JustAnotherArchivist / snscrape

A social networking service scraper in Python
GNU General Public License v3.0
4.44k stars 706 forks source link

sntwitter.TwitterSearchScraper stopped working #690

Closed edoardofalchi closed 1 year ago

edoardofalchi commented 1 year ago

Describe the bug

the below code used to work and in 2023 (not sure on which day) suddenly stopped working. The purpose was to retrieve tweets matching a specific query (similarly to the full_archive endpoint of Tweepy - just to explain myself more clearly). The error arise at line 13 when trying to call TwitterSearchScraper.
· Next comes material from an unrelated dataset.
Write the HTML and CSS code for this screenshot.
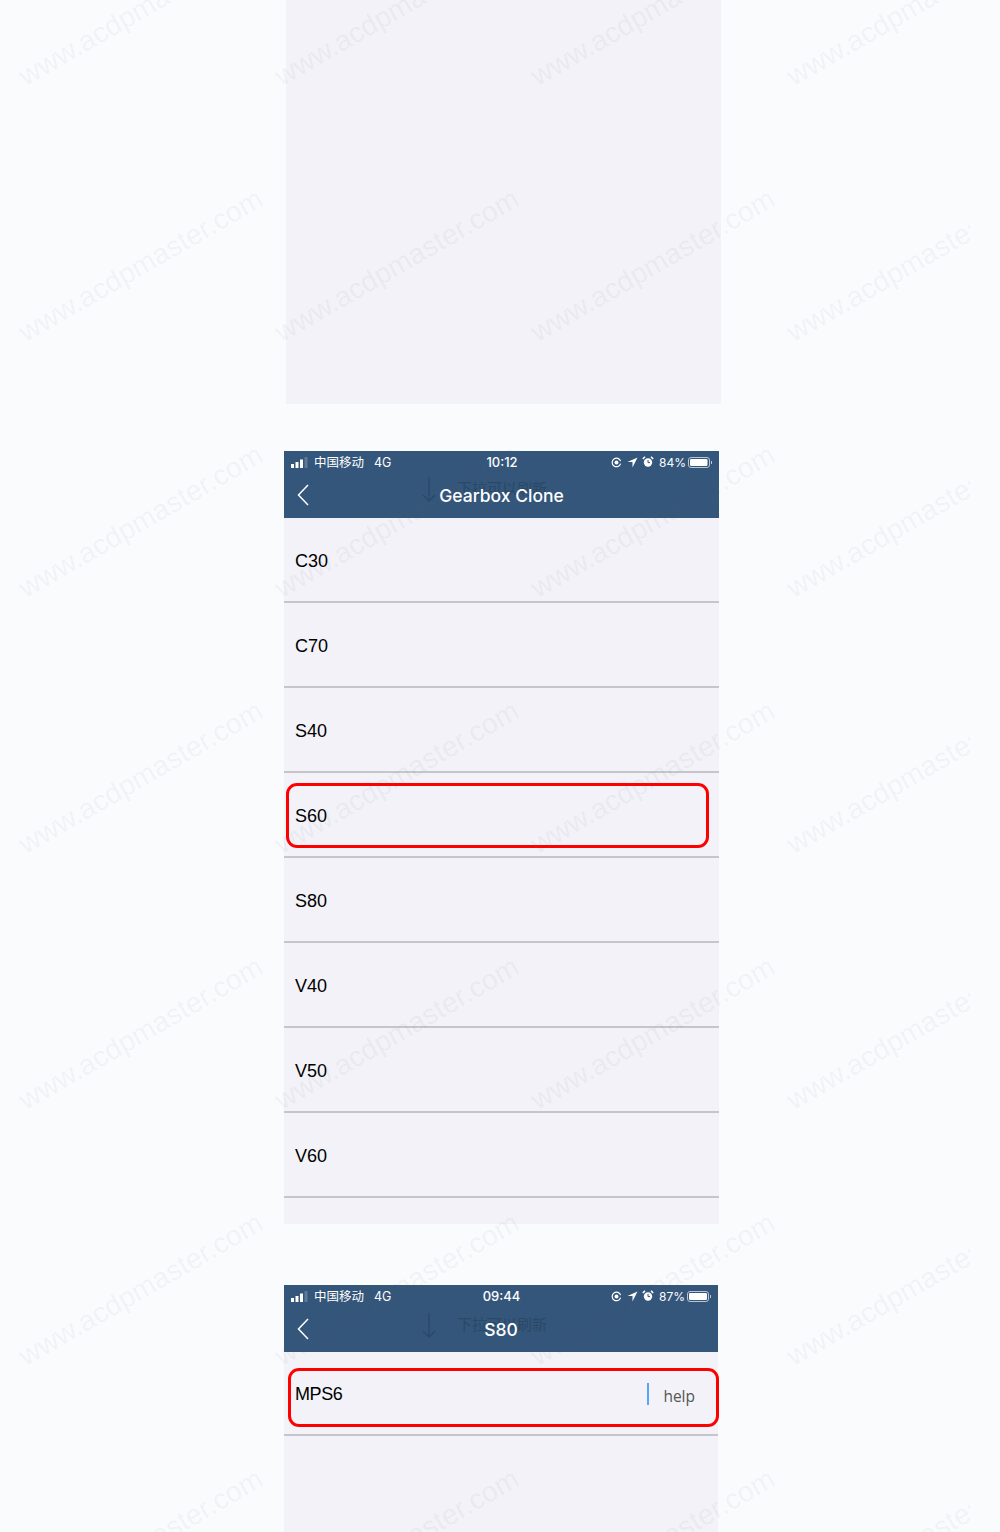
FILE: index.html
```html
<!DOCTYPE html>
<html lang="en">
<head>
    <meta charset="UTF-8">
    <meta name="viewport" content="width=device-width, initial-scale=1.0">
    <title>Gearbox Clone</title>
    <link rel="stylesheet" href="styles.css">
</head>
<body>
    <div class="blank-panel"></div>

    <section class="screen screen-list">
        <header class="app-header">
            <div class="status-bar">
                <div class="status-left">
                    <svg class="signal" width="17" height="11" viewBox="0 0 17 11"><rect x="0" y="7" width="3" height="4" fill="#fff"/><rect x="4.500" y="5" width="3" height="6" fill="#fff"/><rect x="9" y="2.500" width="3" height="8.500" fill="#fff"/><rect x="13.500" y="0" width="3" height="11" fill="#5f7a97"/></svg>
                    <span class="carrier">中国移动</span>
                    <span class="network">4G</span>
                </div>
                <div class="time">10:12</div>
                <div class="status-right">
                    <svg width="11" height="11" viewBox="0 0 11 11"><path d="M9.6 6.6A4.3 4.3 0 1 1 9.6 4.2" fill="none" stroke="#fff" stroke-width="1.2"/><circle cx="5.5" cy="5.5" r="2" fill="#fff"/></svg>
                    <svg class="loc" width="11" height="11" viewBox="0 0 11 11"><path d="M10.5.5 .5 5h5v5.5z" fill="#fff"/></svg>
                    <svg class="alarm" width="12" height="12" viewBox="0 0 12 12"><circle cx="6" cy="6.5" r="4.2" fill="#fff"/><path d="M.8 3 3 .8M11.2 3 9 .8" stroke="#fff" stroke-width="1.6"/><path d="M6 4v2.6h2" fill="none" stroke="#34567a"/></svg>
                    <span class="battery-text">84%</span>
                    <svg width="25" height="11" viewBox="0 0 25 11"><rect x=".5" y=".5" width="21" height="10" rx="2.5" fill="none" stroke="#b9c6d4"/><rect x="2" y="2" width="17.5" height="7" rx="1.2" fill="#fff"/><rect x="23" y="4" width="1" height="3" fill="#b9c6d4"/></svg>
                </div>
            </div>
            <nav class="nav-bar">
                <svg class="back" width="12" height="22" viewBox="0 0 12 22"><path d="M11 1 1.500 11 11 21" fill="none" stroke="#fff" stroke-width="1.500"/></svg>
                <div class="pull-hint hint-list">
                    <svg width="14" height="25" viewBox="0 0 14 25"><path d="M7 0v24M1 18l6 6 6-6" fill="none" stroke="#2a4868" stroke-width="1.300"/></svg>
                    <span>下拉可以刷新</span>
                </div>
                <h1 class="nav-title">Gearbox Clone</h1>
            </nav>
        </header>
        <ul class="item-list">
            <li class="item">C30</li>
            <li class="item">C70</li>
            <li class="item">S40</li>
            <li class="item item-marked">S60<span class="red-box box-s60"></span></li>
            <li class="item">S80</li>
            <li class="item">V40</li>
            <li class="item">V50</li>
            <li class="item">V60</li>
        </ul>
    </section>

    <section class="screen screen-detail">
        <header class="app-header">
            <div class="status-bar">
                <div class="status-left">
                    <svg class="signal" width="17" height="11" viewBox="0 0 17 11"><rect x="0" y="7" width="3" height="4" fill="#fff"/><rect x="4.500" y="5" width="3" height="6" fill="#fff"/><rect x="9" y="2.500" width="3" height="8.500" fill="#fff"/><rect x="13.500" y="0" width="3" height="11" fill="#5f7a97"/></svg>
                    <span class="carrier">中国移动</span>
                    <span class="network">4G</span>
                </div>
                <div class="time">09:44</div>
                <div class="status-right">
                    <svg width="11" height="11" viewBox="0 0 11 11"><path d="M9.6 6.6A4.3 4.3 0 1 1 9.6 4.2" fill="none" stroke="#fff" stroke-width="1.2"/><circle cx="5.5" cy="5.5" r="2" fill="#fff"/></svg>
                    <svg class="loc" width="11" height="11" viewBox="0 0 11 11"><path d="M10.5.5 .5 5h5v5.5z" fill="#fff"/></svg>
                    <svg class="alarm" width="12" height="12" viewBox="0 0 12 12"><circle cx="6" cy="6.5" r="4.2" fill="#fff"/><path d="M.8 3 3 .8M11.2 3 9 .8" stroke="#fff" stroke-width="1.6"/><path d="M6 4v2.6h2" fill="none" stroke="#34567a"/></svg>
                    <span class="battery-text">87%</span>
                    <svg width="25" height="11" viewBox="0 0 25 11"><rect x=".5" y=".5" width="21" height="10" rx="2.5" fill="none" stroke="#b9c6d4"/><rect x="2" y="2" width="18" height="7" rx="1.2" fill="#fff"/><rect x="23" y="4" width="1" height="3" fill="#b9c6d4"/></svg>
                </div>
            </div>
            <nav class="nav-bar">
                <svg class="back" width="12" height="22" viewBox="0 0 12 22"><path d="M11 1 1.500 11 11 21" fill="none" stroke="#fff" stroke-width="1.500"/></svg>
                <div class="pull-hint hint-detail">
                    <svg width="14" height="25" viewBox="0 0 14 25"><path d="M7 0v24M1 18l6 6 6-6" fill="none" stroke="#2a4868" stroke-width="1.300"/></svg>
                    <span>下拉可以刷新</span>
                </div>
                <h1 class="nav-title">S80</h1>
            </nav>
        </header>
        <div class="detail-row">
            <span class="detail-name">MPS6</span>
            <span class="caret"></span>
            <span class="help">help</span>
            <span class="red-box box-mps"></span>
        </div>
    </section>

    <div class="watermarks">
        <span>www.acdpmaster.com</span><span>www.acdpmaster.com</span><span>www.acdpmaster.com</span><span>www.acdpmaster.com</span>
        <span>www.acdpmaster.com</span><span>www.acdpmaster.com</span><span>www.acdpmaster.com</span><span>www.acdpmaster.com</span>
        <span>www.acdpmaster.com</span><span>www.acdpmaster.com</span><span>www.acdpmaster.com</span><span>www.acdpmaster.com</span>
        <span>www.acdpmaster.com</span><span>www.acdpmaster.com</span><span>www.acdpmaster.com</span><span>www.acdpmaster.com</span>
        <span>www.acdpmaster.com</span><span>www.acdpmaster.com</span><span>www.acdpmaster.com</span><span>www.acdpmaster.com</span>
        <span>www.acdpmaster.com</span><span>www.acdpmaster.com</span><span>www.acdpmaster.com</span><span>www.acdpmaster.com</span>
        <span>www.acdpmaster.com</span><span>www.acdpmaster.com</span><span>www.acdpmaster.com</span><span>www.acdpmaster.com</span>
    </div>
</body>
</html>
```

FILE: styles.css
```css
* {
    margin: 0;
    padding: 0;
    box-sizing: border-box;
}

html, body {
    height: 1532px;
    overflow: hidden;
}

body {
    position: relative;
    background-color: #fafbfd;
    font-family: "Liberation Sans", Arial, sans-serif;
    color: #000;
}

.blank-panel {
    width: 435px;
    height: 404px;
    margin-left: 286px;
    background-color: #f2f2f8;
}

.screen {
    margin-left: 284px;
    background-color: #f2f2f8;
}

.screen-list {
    width: 435px;
    height: 773px;
    margin-top: 47px;
}

.screen-detail {
    width: 434px;
    height: 247px;
    margin-top: 61px;
}

/* header */
.app-header {
    height: 67px;
    background-color: #34567a;
    color: #fff;
}

.status-bar {
    display: grid;
    grid-template-columns: 1fr auto 1fr;
    align-items: center;
    height: 22px;
    padding: 0 6px 0 7px;
    font-family: Inter, "Noto Sans CJK SC", sans-serif;
    font-size: 12px;
}

.status-left {
    display: flex;
    align-items: center;
}

.signal {
    margin-right: 6px;
}

.carrier {
    font-family: "Noto Sans CJK SC", sans-serif;
    font-size: 12.500px;
    line-height: 14px;
    margin: -1px 10px 0 0;
}

.network {
    font-size: 12.500px;
}

.time {
    font-weight: 500;
    font-size: 13px;
}

.status-right {
    display: flex;
    align-items: center;
    justify-content: flex-end;
}

.loc {
    margin-left: 5px;
}

.alarm {
    margin-left: 4px;
}

.battery-text {
    margin: 0 2px 0 5px;
}

.nav-bar {
    position: relative;
    display: flex;
    align-items: center;
    justify-content: center;
    height: 45px;
}

.back {
    position: absolute;
    left: 13px;
    top: 11px;
}

.nav-title {
    position: relative;
    font-family: Inter, sans-serif;
    font-size: 17.500px;
    font-weight: 500;
}

.pull-hint {
    position: absolute;
    left: 138px;
    display: flex;
    align-items: center;
    gap: 21px;
    color: #2a4868;
    font-family: "Noto Sans CJK SC", sans-serif;
    font-size: 15px;
}

.hint-list {
    top: 4px;
}

.hint-detail {
    top: 6px;
}

.pull-hint span {
    margin-bottom: 4px;
}

/* list */
.item-list {
    list-style: none;
}

.item {
    position: relative;
    display: flex;
    align-items: center;
    height: 85px;
    padding: 3px 0 0 11px;
    border-bottom: 2px solid #c6c6ca;
    font-size: 18px;
}

.red-box {
    position: absolute;
    border: 3px solid #fe0000;
    border-radius: 11px;
}

.box-s60 {
    top: 10px;
    left: 2px;
    width: 423px;
    height: 65px;
}

.detail-row {
    position: relative;
    display: flex;
    align-items: flex-start;
    height: 84px;
    padding: 32px 23px 0 11px;
    border-bottom: 2px solid #c6c6ca;
    font-size: 18px;
}

.detail-name {
    flex: 1;
    letter-spacing: -0.4px;
}

.caret {
    flex: none;
    width: 2px;
    height: 22px;
    margin: -1px 14px 0 0;
    background-color: #5aa5f2;
}

.help {
    margin-top: 1px;
    color: #555;
    font-family: "Open Sans", sans-serif;
    font-size: 15.500px;
}

.box-mps {
    top: 16px;
    left: 4px;
    width: 431px;
    height: 59px;
}

/* watermark grid over the whole image */
.watermarks {
    position: absolute;
    top: -166px;
    left: 0;
    width: 970px;
    height: 1698px;
    padding-left: 28px;
    display: grid;
    grid-template-columns: repeat(4, 256px);
    grid-auto-rows: 256px;
    overflow: hidden;
    pointer-events: none;
}

.watermarks span {
    align-self: end;
    font-size: 28.400px;
    line-height: 1;
    white-space: nowrap;
    color: rgba(110, 110, 130, 0.065);
    transform: rotate(-30deg);
    transform-origin: 0 100%;
}
```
Any help is highly apprecciated! Thanks

How to reproduce

import pandas as pd 
import numpy as np 
import snscrape.modules.twitter as sntwitter 
import datetime 
from tqdm.notebook import tqdm_notebook 
import seaborn as sns 

q ='@Shell AND (#climatechange OR #environment OR #sustainability OR #nature OR #globalwarming OR #savetheplanet OR #climate OR #climatecrisis OR #ecofriendly OR #climateaction) until:2023-01-01 since:2022-01-10 exclude:retweets exclude:replies'

#Using TwitterSearchScraper to scrape data and append tweets to list 
if count == -1:
    for i,tweet in enumerate(tqdm_notebook(sntwitter.TwitterSearchScraper(q).get_items())):
        tweets_list1.append([tweet.date, tweet.id, tweet.content, tweet.user.username,tweet.lang,
                             tweet.hashtags,tweet.replyCount,tweet.retweetCount, 
                             tweet.likeCount,tweet.quoteCount,tweet.media])
else:
    with tqdm_notebook(total=count) as pbar:
        for i,tweet in enumerate(sntwitter.TwitterSearchScraper(q).get_items()): #declare a username
            if i>=count: #number of tweets you want to scrape
                break
            tweets_list1.append([tweet. Date, tweet.id, tweet.content, tweet.user.username,
                                 tweet.lang,tweet.hashtags,tweet.replyCount, 
                                 tweet.retweetCount,tweet.likeCount,tweet.quoteCount,tweet.media])
            pbar.update(1) 

# Creating a dataframe from the tweets list above  
tweets_df1 = pd.DataFrame(tweets_list1, columns=['DateTime', 'TweetId', 'Text', 'Username','Language',
                                                 'Hashtags','ReplyCount','RetweetCount','LikeCount',
                                                 'QuoteCount','Media']) 

Expected behavior

normally should retrieve the tweets given a specific query

Screenshots and recordings

No response

OS / Distro

Windows 10

Output from snscrape --version

0.4.3.20220106

Scraper

sntwitter.TwitterSearchScraper

Backtrace

ScraperException: 4 requests to https://api.twitter.com/2/search/adaptive.json?include_profile_interstitial_type=1&include_blocking=1&include_blocked_by=1&include_followed_by=1&include_want_retweets=1&include_mute_edge=1&include_can_dm=1&include_can_media_tag=1&skip_status=1&cards_platform=Web-12&include_cards=1&include_ext_alt_text=true&include_quote_count=true&include_reply_count=1&tweet_mode=extended&include_entities=true&include_user_entities=true&include_ext_media_color=true&include_ext_med

Dump of locals

No response

How are you using snscrape?

CLI

Additional context

It seems to be a general issue with third-party apps. You can read this article as reference https://www.theverge.com/2023/1/13/23553161/third-party-twitter-clients-apps-outage-twitterific-tweetbot If so, can you confirm this is the case also here for snscrape?

JustAnotherArchivist commented 1 year ago

You're using an outdated version of snscrape. Please update, and it should all work fine again. (The issue is unrelated to what you linked.)